Huawei took a big step forward in chipmaking and smartphones last year, when it debuted its own fully in-house operating system and began to compete with Nvidia Corp. (NVDA) domestically on AI server chips. Hit by a series of US sanctions, Huawei spent heavily on research and development, including on newer ventures such as EV software.
It posted a net loss of about 300 million yuan for the past quarter, compared with a net profit of 13.9 billion yuan a year ago when the company recorded gains from previous asset sales. It sold Honor Device Co. in 2020 and parts of its server arm in 2021. Huawei said it plowed 179.7 billion yuan into R&D last year, up 9.1% from 2023 and about a fifth of overall revenue.
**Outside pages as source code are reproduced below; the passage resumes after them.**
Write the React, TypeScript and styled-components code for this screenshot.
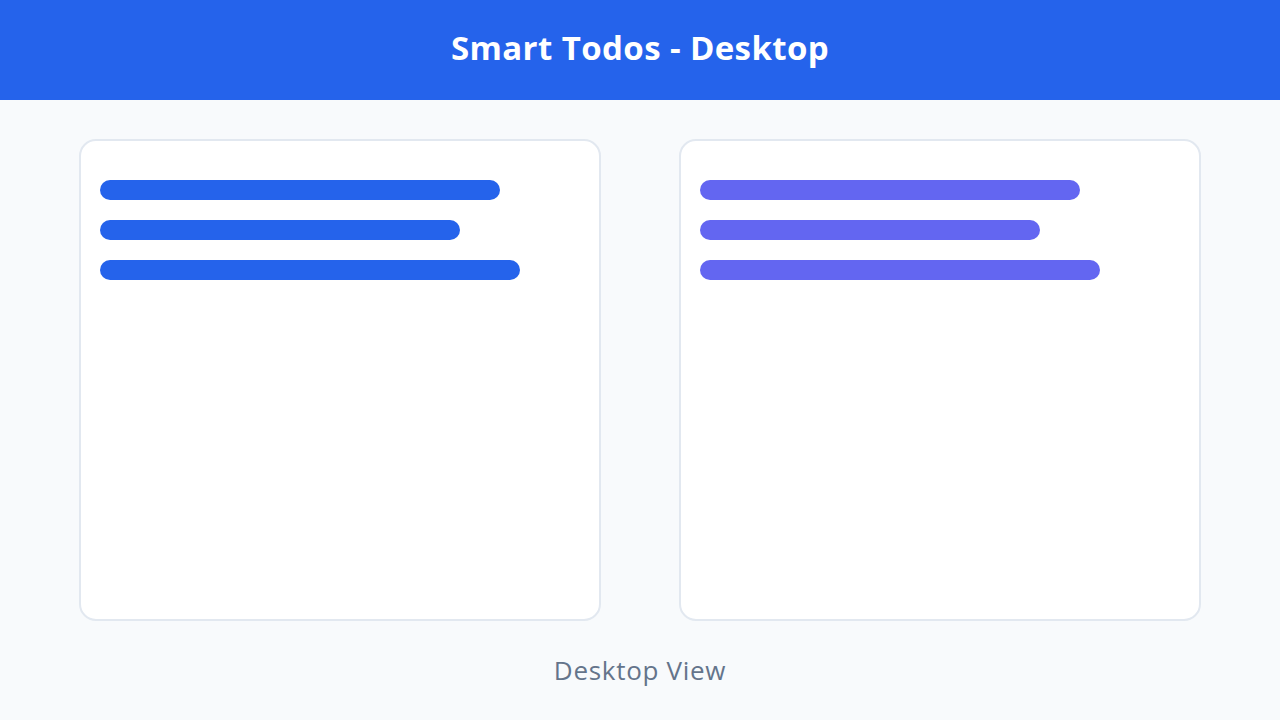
import styled, { createGlobalStyle } from "styled-components";

const GlobalStyle = createGlobalStyle`
  * {
    box-sizing: border-box;
  }
  body {
    margin: 0;
    background-color: #f8fafc;
    font-family: "Open Sans", "Lato", sans-serif;
  }
`;

const Page = styled.div`
  width: 1280px;
  height: 720px;
  display: flex;
  flex-direction: column;
  background-color: #f8fafc;
`;

const Header = styled.header`
  height: 100px;
  background-color: #2563eb;
  display: flex;
  align-items: center;
  justify-content: center;
  padding-bottom: 4px;
`;

const Title = styled.h1`
  margin: 0;
  color: white;
  font-size: 33px;
  font-weight: 700;
  line-height: 1.2;
  letter-spacing: 0.4px;
`;

const Panels = styled.main`
  display: grid;
  grid-template-columns: 522px 522px;
  gap: 78px;
  justify-content: center;
  padding-top: 39px;
`;

const Card = styled.section`
  height: 482px;
  background-color: white;
  border: 2px solid #e2e8f0;
  border-radius: 17px;
  padding: 39px 19px;
  display: flex;
  flex-direction: column;
  gap: 20px;
`;

const Bar = styled.div<{ $width: number; $color: string }>`
  width: ${(p) => p.$width}px;
  height: 20px;
  border-radius: 10px;
  background-color: ${(p) => p.$color};
`;

const Footer = styled.p`
  margin: 0;
  flex: 1;
  display: flex;
  align-items: center;
  justify-content: center;
  padding-bottom: 2px;
  color: #64748b;
  font-size: 26px;
  letter-spacing: 0.7px;
`;

const BLUE = "#2563eb";
const INDIGO = "#6366f1";

export default function App() {
  return (
    <>
      <GlobalStyle />
      <Page>
        <Header>
          <Title>Smart Todos - Desktop</Title>
        </Header>
        <Panels>
          <Card>
            <Bar $width={400} $color={BLUE} />
            <Bar $width={360} $color={BLUE} />
            <Bar $width={420} $color={BLUE} />
          </Card>
          <Card>
            <Bar $width={380} $color={INDIGO} />
            <Bar $width={340} $color={INDIGO} />
            <Bar $width={400} $color={INDIGO} />
          </Card>
        </Panels>
        <Footer>Desktop View</Footer>
      </Page>
    </>
  );
}
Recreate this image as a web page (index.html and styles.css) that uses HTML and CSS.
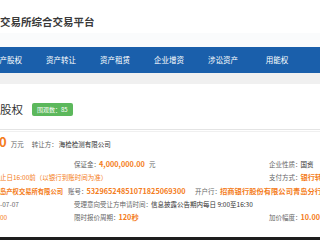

Still, the business of smart driving solutions for carmakers became profitable for the first time last year, helped by the rapid adoption of electric vehicles across China. Revenue more than quintupled.
The consumer business group, which encompass handsets, wearables and laptops, grew 38% in 2024. Huawei devices experienced 20%-plus growth in the Chinese smartphone market in the past quarter, when Apple saw a decline, according to industry consultancy IDC.
The cloud computing arm grew 8.5% in 2024 as demand for AI powered growth across China post-DeepSeek. Huawei has benefited as Chinese buyers can’t get advanced Nvidia GPUs under US sanctions. The Jack Ma-backed Ant Group Co. used Chinese-made semiconductors including Huawei’s to train its models, Bloomberg reported this month.
The core telecom business — the oldest division and the foundation of Huawei’s global growth — grew 5% last year. The US is ratcheting up pressure on European carriers to stop doing business with Huawei.